**WHAT THIS TASK INVOLVES:**
Omit all images. Write out the rest of the material exactly.

-.-.-

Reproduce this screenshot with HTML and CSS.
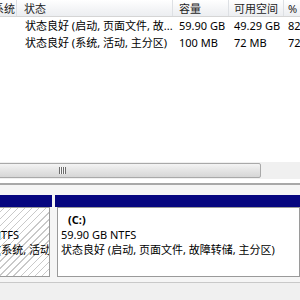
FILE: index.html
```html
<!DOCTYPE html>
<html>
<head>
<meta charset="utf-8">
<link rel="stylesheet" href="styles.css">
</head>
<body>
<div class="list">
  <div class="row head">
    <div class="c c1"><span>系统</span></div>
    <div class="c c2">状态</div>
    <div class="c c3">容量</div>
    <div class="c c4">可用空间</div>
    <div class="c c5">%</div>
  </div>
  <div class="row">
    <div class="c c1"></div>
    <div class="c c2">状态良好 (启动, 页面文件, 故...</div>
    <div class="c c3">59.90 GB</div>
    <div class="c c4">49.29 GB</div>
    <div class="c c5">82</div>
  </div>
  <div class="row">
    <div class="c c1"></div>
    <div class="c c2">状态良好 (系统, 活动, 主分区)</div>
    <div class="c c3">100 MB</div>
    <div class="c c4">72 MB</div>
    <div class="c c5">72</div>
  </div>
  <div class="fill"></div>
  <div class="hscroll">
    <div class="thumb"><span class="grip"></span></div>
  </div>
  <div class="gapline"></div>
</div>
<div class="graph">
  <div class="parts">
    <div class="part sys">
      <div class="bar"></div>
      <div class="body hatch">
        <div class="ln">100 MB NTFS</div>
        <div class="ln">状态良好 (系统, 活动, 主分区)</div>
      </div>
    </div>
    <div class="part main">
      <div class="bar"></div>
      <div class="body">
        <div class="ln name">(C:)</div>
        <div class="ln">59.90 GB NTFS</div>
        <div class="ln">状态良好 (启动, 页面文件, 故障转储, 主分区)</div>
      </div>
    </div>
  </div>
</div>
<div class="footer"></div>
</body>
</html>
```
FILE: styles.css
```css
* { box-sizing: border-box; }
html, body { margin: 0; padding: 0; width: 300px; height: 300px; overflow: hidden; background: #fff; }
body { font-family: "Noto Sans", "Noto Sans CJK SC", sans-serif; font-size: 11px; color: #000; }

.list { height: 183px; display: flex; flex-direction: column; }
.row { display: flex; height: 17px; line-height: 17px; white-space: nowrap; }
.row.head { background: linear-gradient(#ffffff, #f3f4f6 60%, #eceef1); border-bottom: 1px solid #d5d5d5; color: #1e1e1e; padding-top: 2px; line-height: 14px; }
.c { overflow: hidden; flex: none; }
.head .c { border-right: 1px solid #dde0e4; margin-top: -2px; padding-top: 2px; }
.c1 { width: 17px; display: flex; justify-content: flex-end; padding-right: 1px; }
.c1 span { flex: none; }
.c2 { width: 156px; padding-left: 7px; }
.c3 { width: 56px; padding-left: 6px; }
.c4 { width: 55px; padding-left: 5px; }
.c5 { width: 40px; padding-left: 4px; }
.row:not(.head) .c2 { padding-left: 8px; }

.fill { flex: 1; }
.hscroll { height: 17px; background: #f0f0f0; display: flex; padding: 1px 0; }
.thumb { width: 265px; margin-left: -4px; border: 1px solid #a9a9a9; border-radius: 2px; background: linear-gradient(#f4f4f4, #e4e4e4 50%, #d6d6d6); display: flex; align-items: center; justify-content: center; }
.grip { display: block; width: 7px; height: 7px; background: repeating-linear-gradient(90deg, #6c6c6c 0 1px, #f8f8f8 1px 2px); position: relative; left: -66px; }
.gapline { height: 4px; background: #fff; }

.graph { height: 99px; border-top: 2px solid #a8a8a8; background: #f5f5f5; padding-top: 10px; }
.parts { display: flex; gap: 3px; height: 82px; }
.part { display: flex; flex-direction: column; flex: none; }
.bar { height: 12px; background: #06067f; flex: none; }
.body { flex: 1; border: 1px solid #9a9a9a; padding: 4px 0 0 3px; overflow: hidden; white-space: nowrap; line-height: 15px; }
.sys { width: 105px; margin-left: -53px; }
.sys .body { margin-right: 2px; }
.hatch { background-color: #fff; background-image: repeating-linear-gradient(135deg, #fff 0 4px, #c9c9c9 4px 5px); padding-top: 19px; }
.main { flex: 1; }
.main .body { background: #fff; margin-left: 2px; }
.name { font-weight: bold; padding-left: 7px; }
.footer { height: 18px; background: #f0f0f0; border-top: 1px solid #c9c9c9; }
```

-.-.-

**WRITTEN ANSWER:**
Reproduce this screenshot with HTML and CSS.
FILE: index.html
```html
<!DOCTYPE html>
<html>
<head>
<meta charset="utf-8">
<link rel="stylesheet" href="styles.css">
</head>
<body>
<div class="list">
  <div class="row head">
    <div class="c c1"><span>系统</span></div>
    <div class="c c2">状态</div>
    <div class="c c3">容量</div>
    <div class="c c4">可用空间</div>
    <div class="c c5">%</div>
  </div>
  <div class="row">
    <div class="c c1"></div>
    <div class="c c2">状态良好 (启动, 页面文件, 故...</div>
    <div class="c c3">59.90 GB</div>
    <div class="c c4">49.29 GB</div>
    <div class="c c5">82</div>
  </div>
  <div class="row">
    <div class="c c1"></div>
    <div class="c c2">状态良好 (系统, 活动, 主分区)</div>
    <div class="c c3">100 MB</div>
    <div class="c c4">72 MB</div>
    <div class="c c5">72</div>
  </div>
  <div class="fill"></div>
  <div class="hscroll">
    <div class="thumb"><span class="grip"></span></div>
  </div>
  <div class="gapline"></div>
</div>
<div class="graph">
  <div class="parts">
    <div class="part sys">
      <div class="bar"></div>
      <div class="body hatch">
        <div class="ln">100 MB NTFS</div>
        <div class="ln">状态良好 (系统, 活动, 主分区)</div>
      </div>
    </div>
    <div class="part main">
      <div class="bar"></div>
      <div class="body">
        <div class="ln name">(C:)</div>
        <div class="ln">59.90 GB NTFS</div>
        <div class="ln">状态良好 (启动, 页面文件, 故障转储, 主分区)</div>
      </div>
    </div>
  </div>
</div>
<div class="footer"></div>
</body>
</html>
```
FILE: styles.css
```css
* { box-sizing: border-box; }
html, body { margin: 0; padding: 0; width: 300px; height: 300px; overflow: hidden; background: #fff; }
body { font-family: "Noto Sans", "Noto Sans CJK SC", sans-serif; font-size: 11px; color: #000; }

.list { height: 183px; display: flex; flex-direction: column; }
.row { display: flex; height: 17px; line-height: 17px; white-space: nowrap; }
.row.head { background: linear-gradient(#ffffff, #f3f4f6 60%, #eceef1); border-bottom: 1px solid #d5d5d5; color: #1e1e1e; padding-top: 2px; line-height: 14px; }
.c { overflow: hidden; flex: none; }
.head .c { border-right: 1px solid #dde0e4; margin-top: -2px; padding-top: 2px; }
.c1 { width: 17px; display: flex; justify-content: flex-end; padding-right: 1px; }
.c1 span { flex: none; }
.c2 { width: 156px; padding-left: 7px; }
.c3 { width: 56px; padding-left: 6px; }
.c4 { width: 55px; padding-left: 5px; }
.c5 { width: 40px; padding-left: 4px; }
.row:not(.head) .c2 { padding-left: 8px; }

.fill { flex: 1; }
.hscroll { height: 17px; background: #f0f0f0; display: flex; padding: 1px 0; }
.thumb { width: 265px; margin-left: -4px; border: 1px solid #a9a9a9; border-radius: 2px; background: linear-gradient(#f4f4f4, #e4e4e4 50%, #d6d6d6); display: flex; align-items: center; justify-content: center; }
.grip { display: block; width: 7px; height: 7px; background: repeating-linear-gradient(90deg, #6c6c6c 0 1px, #f8f8f8 1px 2px); position: relative; left: -66px; }
.gapline { height: 4px; background: #fff; }

.graph { height: 99px; border-top: 2px solid #a8a8a8; background: #f5f5f5; padding-top: 10px; }
.parts { display: flex; gap: 3px; height: 82px; }
.part { display: flex; flex-direction: column; flex: none; }
.bar { height: 12px; background: #06067f; flex: none; }
.body { flex: 1; border: 1px solid #9a9a9a; padding: 4px 0 0 3px; overflow: hidden; white-space: nowrap; line-height: 15px; }
.sys { width: 105px; margin-left: -53px; }
.sys .body { margin-right: 2px; }
.hatch { background-color: #fff; background-image: repeating-linear-gradient(135deg, #fff 0 4px, #c9c9c9 4px 5px); padding-top: 19px; }
.main { flex: 1; }
.main .body { background: #fff; margin-left: 2px; }
.name { font-weight: bold; padding-left: 7px; }
.footer { height: 18px; background: #f0f0f0; border-top: 1px solid #c9c9c9; }
```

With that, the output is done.